There’s an FAQ already up on the Greenlight page, but that’s the broad strokes. Below I’ve got my finer brush out.

“We get a lot of submissions, and the team at Valve isn’t that big in terms of reviewing things. We also heard it was a little too ‘Black Box’ and it was too hard to know what we were looking for.” Anna begins. “So we brought in a group of our development partners [independent developers] and asked them what we can do to make the application process better.” It’s at this point that a mockup of Greenlight flies onto the big screen behind her.
It looks a lot like Steam Worksop, just a simple grid of square images, each one a different game, with a rating system of stars underneath it. “Greenlight takes the job of how games get picked on Steam and gives it to the community.” However it’s not going to operate in exactly the same way as the Workshop, as the intention there is to make the best mods and player-created items push to the top, and stay there, where Greenlight is about highlighting the best looking indie games and letting people draw attention to them.
“We don’t want this to be a popularity contest where people only see the top rated games.” She continues. That means that initial grid, the first games you see when you visit the page, will alter depending on which games are getting neglected, what hasn’t been rated yet and what hasn’t got a huge amount of buzz around it.
But as some of the developers I talked to on the night stated, “I’m concerned that this may make it harder for people who make small, personal, interesting games to get on Steam, because what they make may not necessarily appeal to the demographics that Steam is hoping will get interested in this.” The worry is that it will force developers to become marketers rather than just developers.
“If you have a really niche game, then there’s going to be a little more work on your side to rally your community.” That’s Anna again, assuaging the concerns of a vocal independent developer after the presentation. It means Greenlight favours transparency, allowing you to host videos, screenshots, descriptions and update it all as development progresses.
However, this isn’t just going to be some automated system where, once a developer reaches a certain amount of votes, they’re rushed to the Steam store page. “How many votes does it take to get a game on Steam? I have no idea. We don’t know how many people are going to get involved in it. A hundred, or a hundred thousand, it doesn’t really matter. We’re not waiting for you to hit a certain benchmark before we ship your game on Steam.”
It addresses some concerns that Ed Key, developer of Proteus, brought up on the night. “ If 250 people like [a game] in half an hour, does that flag something up, does that spike get their attention, doing basically what they’re doing now, telling them that this is interesting, and this has potential.” Luckily, Anna has some more words on the subject.
“We ship new games on the platform every single day, so we’re going to be constantly looking at Greenlight and seeing that people are excited, and we won’t care that the progress bar isn’t completely filled up before getting that game on Steam.”
Which might lead you to think that this is some hybrid system between the new and old, where the submissions team at Valve are just going to be using Greenlight to highlight and filter the wheat from the chaff, showing up the games that are worthy of attention while letting those that aren’t die down in the hubbub. But that’s not exactly how it works.

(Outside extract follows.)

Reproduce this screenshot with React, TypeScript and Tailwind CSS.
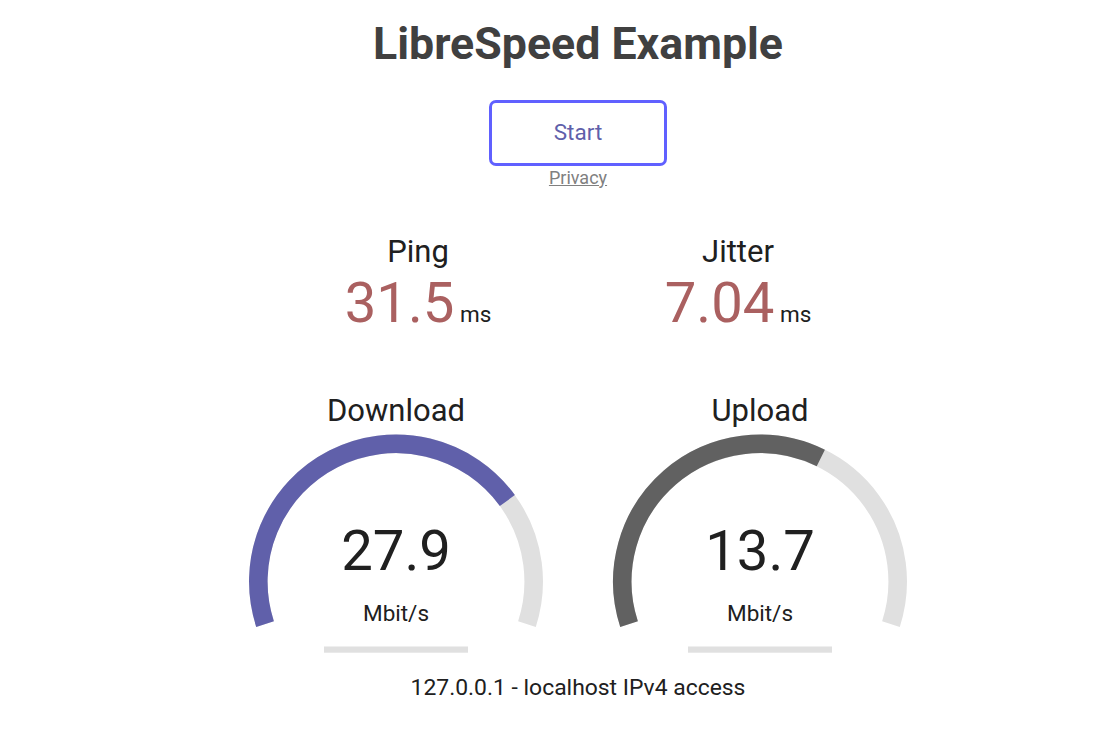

“When we reach that point of reaching out to [the developer] and saying “Ok give us a build” we’re really not going to be doing a lot of further filtering at that point. We’re going to make sure it works, but other than that we’re trying to put the choice in the hands of the community, as they’re going to be spending the money.”
With the success of Kickstarter, and the fact that both the Team Fortress, Dota 2 and Skyrim Workshops really do work, at least so far, any cynicism that is bubbling away in my gut is finding a hard time getting all that much purchase. The major worry is that some developers just won’t be good at harnessing a community, no matter how good they are at making games. The hope is that it won’t matter, and sites like PC Games N will be able to highlight the games that need highlighting, doing what the developer can’t.
Either way, it’s a very bold and strong move from Valve, and it’s going to be fascinating to watch it all unfold.